─── Source records ───

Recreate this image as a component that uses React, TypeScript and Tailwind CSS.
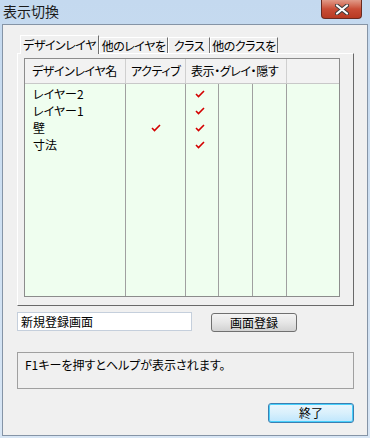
import React from 'react';

const font = { fontFamily: '"Noto Sans CJK JP", "Noto Sans", sans-serif' };

const rows = [
  { name: 'レイヤー2', active: false, show: true },
  { name: 'レイヤー1', active: false, show: true },
  { name: '壁', active: true, show: true },
  { name: '寸法', active: false, show: true },
];

function Check() {
  return (
    <svg width="10" height="8" viewBox="0 0 10 8" className="block">
      <path d="M1 4 L3.5 6.5 L9 1" fill="none" stroke="#d40000" strokeWidth="1.6" />
    </svg>
  );
}

function Tab({ label, w, active }: { label: string; w: string; active?: boolean }) {
  if (active) {
    return (
      <div className={`${w} h-[19px] -mb-px relative z-10 bg-[#f0f0f0] border border-b-0 border-t-white border-l-white border-r-[#707070] flex items-center justify-center text-[12px] leading-none tracking-[-0.5px] text-black whitespace-nowrap`}>
        {label}
      </div>
    );
  }
  return (
    <div className={`${w} h-[16px] bg-[#f0f0f0] border border-b-0 border-t-white border-l-white border-r-[#707070] flex items-center justify-center text-[12px] leading-none tracking-[-0.5px] text-black whitespace-nowrap`}>
      {label}
    </div>
  );
}

export default function App() {
  return (
    <div style={font} className="w-[370px] h-[438px] bg-gradient-to-b from-[#c4d9ef] to-[#d8e6f5] flex flex-col overflow-hidden [font-feature-settings:'palt']">
      {/* title bar */}
      <div className="h-[24px] flex items-start justify-between shrink-0">
        <span className="pl-[3px] pt-[3px] text-[14px] leading-[16px] text-[#1a1a1a]">表示切換</span>
        <div className="mr-[8px] w-[41px] h-[19px] rounded-b-[4px] border border-t-0 border-[#6a2a20] bg-gradient-to-b from-[#e09a88] via-[#c94d36] to-[#b83a22] flex items-center justify-center">
          <svg width="14" height="11" viewBox="0 0 14 11">
            <path d="M2 1.5 L12 9.5 M12 1.5 L2 9.5" stroke="#3a3a3a" strokeWidth="4" strokeLinecap="round" />
            <path d="M2 1.5 L12 9.5 M12 1.5 L2 9.5" stroke="#ffffff" strokeWidth="2.2" strokeLinecap="round" />
          </svg>
        </div>
      </div>

      {/* client */}
      <div className="mx-[2px] mb-[2px] flex-1 border border-[#8594a6] bg-[#f0f0f0] pl-[14px] pr-[13px] pt-[9px] text-[12px] text-black">
        {/* tabs */}
        <div className="flex items-end pl-[3px] h-[19px]">
          <Tab label="デザインレイヤ" w="w-[79px]" active />
          <Tab label="他のレイヤを" w="w-[69px]" />
          <Tab label="クラス" w="w-[42px]" />
          <Tab label="他のクラスを" w="w-[68px]" />
        </div>

        {/* tab panel */}
        <div className="h-[253px] border border-t-white border-l-white border-r-[#696969] border-b-[#696969] pl-[6px] pr-[13px] pt-[4px] pb-[8px]">
          <div className="h-full border border-[#8c8c8c] bg-[#effeef] flex flex-col">
            <div className="h-[25px] bg-[#f2f2f2] border-b border-[#c8c8c8] flex text-[12px] leading-none tracking-[-0.4px] shrink-0 whitespace-nowrap">
              <div className="w-[101px] border-r border-[#cfcfcf] pl-[7px] flex items-center">デザインレイヤ名</div>
              <div className="w-[60px] border-r border-[#cfcfcf] pl-[5px] flex items-center">アクティブ</div>
              <div className="w-[101px] border-r border-[#cfcfcf] pl-[5px] flex items-center">表示・グレイ・隠す</div>
              <div className="flex-1" />
            </div>
            <div className="flex-1 flex">
              <div className="w-[101px] border-r border-[#a0a0a0] pl-[8px] pt-[1px]">
                {rows.map(r => (
                  <div key={r.name} className="h-[17px] flex items-center leading-none">{r.name}</div>
                ))}
              </div>
              <div className="w-[60px] border-r border-[#a0a0a0] pt-[1px]">
                {rows.map(r => (
                  <div key={r.name} className="h-[17px] flex items-center justify-center pl-[1px]">{r.active && <Check />}</div>
                ))}
              </div>
              <div className="w-[33px] border-r border-[#a0a0a0] pt-[1px]">
                {rows.map(r => (
                  <div key={r.name} className="h-[17px] flex items-center justify-center pr-[4px]">{r.show && <Check />}</div>
                ))}
              </div>
              <div className="w-[34px] border-r border-[#a0a0a0]" />
              <div className="w-[34px] border-r border-[#a0a0a0]" />
              <div className="flex-1" />
            </div>
          </div>
        </div>

        {/* name + register */}
        <div className="flex items-start mt-[6px] h-[19px]">
          <div className="w-[175px] h-[19px] bg-white border border-[#c5cfdc] pl-[3px] flex items-center leading-none">新規登録画面</div>
          <button className="ml-[19px] mt-[1px] w-[86px] h-[19px] rounded-[3px] border border-[#707070] bg-gradient-to-b from-[#f4f4f4] via-[#e6e6e6] to-[#d2d2d2] flex items-center justify-center leading-none text-black">画面登録</button>
        </div>

        {/* help box */}
        <div className="mt-[21px] h-[37px] border border-[#a0a0a0] pl-[7px] pt-[4px] leading-[16px]">
          F1キーを押すとヘルプが表示されます。
        </div>

        {/* close */}
        <div className="flex justify-end mt-[14px]">
          <button className="w-[86px] h-[20px] rounded-[3px] border border-[#3c7fb1] bg-gradient-to-b from-[#eaf6fd] via-[#d9f0fc] to-[#bee6fd] shadow-[inset_0_0_0_1px_#48d0fc] flex items-center justify-center leading-none text-black">終了</button>
        </div>
      </div>
    </div>
  );
}
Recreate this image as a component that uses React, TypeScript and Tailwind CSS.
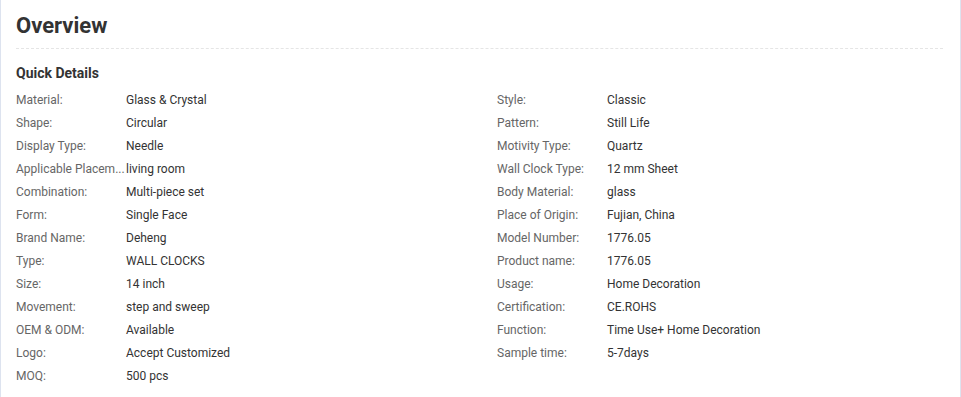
import React from "react";

const left: [string, string][] = [
  ["Material:", "Glass & Crystal"],
  ["Shape:", "Circular"],
  ["Display Type:", "Needle"],
  ["Applicable Placem...", "living room"],
  ["Combination:", "Multi-piece set"],
  ["Form:", "Single Face"],
  ["Brand Name:", "Deheng"],
  ["Type:", "WALL CLOCKS"],
  ["Size:", "14 inch"],
  ["Movement:", "step and sweep"],
  ["OEM & ODM:", "Available"],
  ["Logo:", "Accept Customized"],
  ["MOQ:", "500 pcs"],
];

const right: [string, string][] = [
  ["Style:", "Classic"],
  ["Pattern:", "Still Life"],
  ["Motivity Type:", "Quartz"],
  ["Wall Clock Type:", "12 mm Sheet"],
  ["Body Material:", "glass"],
  ["Place of Origin:", "Fujian, China"],
  ["Model Number:", "1776.05"],
  ["Product name:", "1776.05"],
  ["Usage:", "Home Decoration"],
  ["Certification:", "CE.ROHS"],
  ["Function:", "Time Use+ Home Decoration"],
  ["Sample time:", "5-7days"],
];

function Col({ rows, w }: { rows: [string, string][]; w: string }) {
  return (
    <div className={`flex flex-col ${w}`}>
      {rows.map(([k, v]) => (
        <div key={k} className="flex h-[23px] items-center text-[12px]">
          <div className="w-[110px] shrink-0 whitespace-nowrap text-[#666]">{k}</div>
          <div className="text-[#333]">{v}</div>
        </div>
      ))}
    </div>
  );
}

export default function App() {
  return (
    <div
      className="h-[397px] w-[961px] overflow-hidden border-x border-[#dde3ef] bg-white"
      style={{ fontFamily: "Roboto, 'Liberation Sans', sans-serif" }}
    >
      <div className="px-[15px]">
        <div className="h-[49px] border-b border-dashed border-[#e5e5e5] pt-[10px] mr-[2px]">
          <h1 className="text-[22px] font-bold leading-[32px] text-[#333]">Overview</h1>
        </div>
        <h2 className="mt-[15px] text-[14px] font-bold leading-[18px] text-[#333]">Quick Details</h2>
        <div className="mt-[6px] flex">
          <Col rows={left} w="w-[481px]" />
          <Col rows={right} w="flex-1" />
        </div>
      </div>
    </div>
  );
}
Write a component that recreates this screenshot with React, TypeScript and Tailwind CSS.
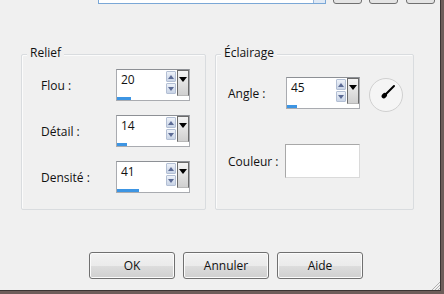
import React from 'react'

const FONT = '"Open Sans", "Noto Sans", "DejaVu Sans", sans-serif'

function Arrow({ up }: { up?: boolean }) {
  return (
    <div className="w-[10px] h-[11px] rounded-[1px] border border-[#b3bfd4] bg-[linear-gradient(#eef2f9,#c9d4e6)] flex items-center justify-center">
      <svg width="6" height="4" viewBox="0 0 6 4">
        <polygon points={up ? '0,4 6,4 3,0' : '0,0 6,0 3,4'} fill="#5c6b95" />
      </svg>
    </div>
  )
}

function SpinBox({ value, bar }: { value: string; bar: number }) {
  return (
    <div className="w-[74px] h-[32px] border border-[#a9abb0] border-t-[#8d9095] bg-white flex flex-col">
      <div className="flex h-[26px]">
        <div className="flex-1 pl-[4px] pt-[2px] leading-[16px] text-[12px] text-[#111]">{value}</div>
        <div className="w-[10px] mr-[1px] pt-[1px] flex flex-col gap-[1px]">
          <Arrow up />
          <Arrow />
        </div>
        <div className="w-[12px] h-[26px] border border-[#6b6b6b] border-b-[#b8b8b8] bg-[linear-gradient(#f4f4f4,#d0d0d0)] flex justify-center pt-[6px]">
          <svg width="8" height="5" viewBox="0 0 8 5">
            <polygon points="0,0 8,0 4,5" fill="#000" />
          </svg>
        </div>
      </div>
      <div className="mt-[1px] h-[3px]">
        <div className="h-[3px] bg-[#3d95e3]" style={{ width: bar }} />
      </div>
    </div>
  )
}

function Group({ title, width, children }: { title: string; width: number; children: React.ReactNode }) {
  return (
    <div
      className="relative h-[156px] border border-[#d9dcdf] rounded-[2px] shadow-[inset_1px_1px_0_#fbfbfb]"
      style={{ width }}
    >
      <span className="absolute -top-[10px] left-[5px] px-[3px] bg-[#f0f0f0] text-[12px] leading-[16px] text-[#111]">
        {title}
      </span>
      {children}
    </div>
  )
}

function Button({ label }: { label: string }) {
  return (
    <button className="w-[86px] h-[27px] rounded-[3px] border border-[#707070] bg-[linear-gradient(#f2f2f2_0%,#ebebeb_50%,#dddddd_51%,#cfcfcf_100%)] shadow-[inset_0_0_0_1px_#fbfbfb] text-[12px] text-[#111]">
      {label}
    </button>
  )
}

export default function App() {
  const relief = [
    { label: 'Flou :', value: '20', bar: 14 },
    { label: 'Détail :', value: '14', bar: 10 },
    { label: 'Densité :', value: '41', bar: 22 },
  ]

  return (
    <div className="w-[444px] h-[294px] bg-[#6e5d5a] overflow-hidden" style={{ fontFamily: FONT }}>
      <div className="relative w-[441px] h-[291px] bg-[#f0f0f0] border-r border-b border-[#3b3433] flex flex-col">
        {/* clipped controls from the row above */}
        <div className="h-[4px] flex items-end overflow-hidden">
          <div className="ml-[98px] w-[228px] h-[20px] border border-[#7aa7d6] bg-white flex justify-end">
            <div className="w-[12px] h-full border-l border-[#9ab8dc] bg-[#dfe9f5]" />
          </div>
          <div className="ml-[7px] w-[29px] h-[20px] rounded-b-[3px] border border-[#707070] bg-[#e4e4e4]" />
          <div className="ml-[7px] w-[29px] h-[20px] rounded-b-[3px] border border-[#707070] bg-[#e4e4e4]" />
          <div className="ml-[8px] w-[29px] h-[20px] rounded-b-[3px] border border-[#707070] bg-[#e4e4e4]" />
        </div>

        <div className="mt-[50px] ml-[21px] flex gap-[9px]">
          <Group title="Relief" width={185}>
            <div className="pt-[14px] pl-[19px] flex flex-col gap-[14px]">
              {relief.map((r) => (
                <div key={r.label} className="flex items-center h-[32px]">
                  <span className="w-[75px] text-[12px] text-[#111] pt-[2px]">{r.label}</span>
                  <SpinBox value={r.value} bar={r.bar} />
                </div>
              ))}
            </div>
          </Group>

          <Group title="Éclairage" width={199}>
            <div className="pt-[22px] pl-[12px] flex flex-col">
              <div className="flex items-center h-[32px]">
                <span className="w-[58px] text-[12px] text-[#111] pt-[2px]">Angle :</span>
                <SpinBox value="45" bar={10} />
                <svg width="36" height="36" viewBox="0 0 36 36" className="ml-[8px] mt-[4px]">
                  <circle cx="18" cy="18" r="16.5" fill="#f5f5f5" stroke="#d0d0d0" strokeWidth="1" />
                  <line x1="16.5" y1="18.5" x2="26" y2="9" stroke="#000" strokeWidth="2" strokeLinecap="round" />
                  <ellipse cx="16.3" cy="18.7" rx="3" ry="2.3" transform="rotate(-45 16.3 18.7)" fill="#000" />
                </svg>
              </div>
              <div className="flex items-center mt-[35px]">
                <span className="w-[57px] text-[12px] text-[#111] pt-[2px]">Couleur :</span>
                <div className="w-[75px] h-[34px] bg-white border border-[#a8a8a8] border-r-[#dadada] border-b-[#dadada]" />
              </div>
            </div>
          </Group>
        </div>

        <div className="mt-[42px] ml-[89px] flex gap-[8px]">
          <Button label="OK" />
          <Button label="Annuler" />
          <Button label="Aide" />
        </div>

        {/* resize grip */}
        <svg width="9" height="9" viewBox="0 0 9 9" className="absolute right-0 bottom-0">
          <line x1="9" y1="1" x2="1" y2="9" stroke="#b0b0b0" />
          <line x1="9" y1="4" x2="4" y2="9" stroke="#b0b0b0" />
          <line x1="9" y1="7" x2="7" y2="9" stroke="#b0b0b0" />
        </svg>
      </div>
    </div>
  )
}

───

### Instructions to follow:
Select every line of the material above holding the word "React" and copy it.

### Solution to the exercise:
Recreate this image as a component that uses React, TypeScript and Tailwind CSS.
import React from 'react';
Recreate this image as a component that uses React, TypeScript and Tailwind CSS.
import React from "react";
Write a component that recreates this screenshot with React, TypeScript and Tailwind CSS.
import React from 'react'
function Group({ title, width, children }: { title: string; width: number; children: React.ReactNode }) {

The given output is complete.